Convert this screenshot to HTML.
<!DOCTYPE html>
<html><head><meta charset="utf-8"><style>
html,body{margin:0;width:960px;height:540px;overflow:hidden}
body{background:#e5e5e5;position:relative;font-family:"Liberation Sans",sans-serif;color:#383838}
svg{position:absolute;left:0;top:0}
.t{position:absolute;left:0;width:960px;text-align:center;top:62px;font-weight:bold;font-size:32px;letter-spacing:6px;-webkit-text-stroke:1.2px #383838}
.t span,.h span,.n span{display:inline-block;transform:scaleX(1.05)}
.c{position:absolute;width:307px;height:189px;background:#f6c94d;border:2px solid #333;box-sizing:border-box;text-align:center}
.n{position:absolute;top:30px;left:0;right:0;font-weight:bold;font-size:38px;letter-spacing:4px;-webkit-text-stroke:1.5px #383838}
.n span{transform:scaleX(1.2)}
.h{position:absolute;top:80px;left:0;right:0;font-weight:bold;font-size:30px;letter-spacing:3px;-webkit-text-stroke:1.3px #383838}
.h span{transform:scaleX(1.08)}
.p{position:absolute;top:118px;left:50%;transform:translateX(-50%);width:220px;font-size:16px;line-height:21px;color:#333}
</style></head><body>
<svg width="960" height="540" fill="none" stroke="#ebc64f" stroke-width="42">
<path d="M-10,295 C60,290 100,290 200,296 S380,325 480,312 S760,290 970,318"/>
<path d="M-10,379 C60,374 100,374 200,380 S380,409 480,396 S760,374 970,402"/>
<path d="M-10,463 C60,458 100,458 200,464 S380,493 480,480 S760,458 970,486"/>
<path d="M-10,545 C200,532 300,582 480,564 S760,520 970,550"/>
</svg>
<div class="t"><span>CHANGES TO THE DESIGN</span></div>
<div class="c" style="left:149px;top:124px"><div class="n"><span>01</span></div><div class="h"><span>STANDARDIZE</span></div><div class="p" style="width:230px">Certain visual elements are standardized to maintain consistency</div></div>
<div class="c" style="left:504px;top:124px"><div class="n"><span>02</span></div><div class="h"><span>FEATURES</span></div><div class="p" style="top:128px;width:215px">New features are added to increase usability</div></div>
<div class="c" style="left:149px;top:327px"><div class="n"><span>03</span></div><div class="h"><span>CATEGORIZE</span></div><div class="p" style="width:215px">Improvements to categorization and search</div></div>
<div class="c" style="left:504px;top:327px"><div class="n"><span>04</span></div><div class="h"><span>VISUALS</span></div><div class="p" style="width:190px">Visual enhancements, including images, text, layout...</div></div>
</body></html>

###

Aim of the task.
Reproduce the complete data exactly as presented above.

Full response.
Convert this screenshot to HTML.
<!DOCTYPE html>
<html><head><meta charset="utf-8"><style>
html,body{margin:0;width:960px;height:540px;overflow:hidden}
body{background:#e5e5e5;position:relative;font-family:"Liberation Sans",sans-serif;color:#383838}
svg{position:absolute;left:0;top:0}
.t{position:absolute;left:0;width:960px;text-align:center;top:62px;font-weight:bold;font-size:32px;letter-spacing:6px;-webkit-text-stroke:1.2px #383838}
.t span,.h span,.n span{display:inline-block;transform:scaleX(1.05)}
.c{position:absolute;width:307px;height:189px;background:#f6c94d;border:2px solid #333;box-sizing:border-box;text-align:center}
.n{position:absolute;top:30px;left:0;right:0;font-weight:bold;font-size:38px;letter-spacing:4px;-webkit-text-stroke:1.5px #383838}
.n span{transform:scaleX(1.2)}
.h{position:absolute;top:80px;left:0;right:0;font-weight:bold;font-size:30px;letter-spacing:3px;-webkit-text-stroke:1.3px #383838}
.h span{transform:scaleX(1.08)}
.p{position:absolute;top:118px;left:50%;transform:translateX(-50%);width:220px;font-size:16px;line-height:21px;color:#333}
</style></head><body>
<svg width="960" height="540" fill="none" stroke="#ebc64f" stroke-width="42">
<path d="M-10,295 C60,290 100,290 200,296 S380,325 480,312 S760,290 970,318"/>
<path d="M-10,379 C60,374 100,374 200,380 S380,409 480,396 S760,374 970,402"/>
<path d="M-10,463 C60,458 100,458 200,464 S380,493 480,480 S760,458 970,486"/>
<path d="M-10,545 C200,532 300,582 480,564 S760,520 970,550"/>
</svg>
<div class="t"><span>CHANGES TO THE DESIGN</span></div>
<div class="c" style="left:149px;top:124px"><div class="n"><span>01</span></div><div class="h"><span>STANDARDIZE</span></div><div class="p" style="width:230px">Certain visual elements are standardized to maintain consistency</div></div>
<div class="c" style="left:504px;top:124px"><div class="n"><span>02</span></div><div class="h"><span>FEATURES</span></div><div class="p" style="top:128px;width:215px">New features are added to increase usability</div></div>
<div class="c" style="left:149px;top:327px"><div class="n"><span>03</span></div><div class="h"><span>CATEGORIZE</span></div><div class="p" style="width:215px">Improvements to categorization and search</div></div>
<div class="c" style="left:504px;top:327px"><div class="n"><span>04</span></div><div class="h"><span>VISUALS</span></div><div class="p" style="width:190px">Visual enhancements, including images, text, layout...</div></div>
</body></html>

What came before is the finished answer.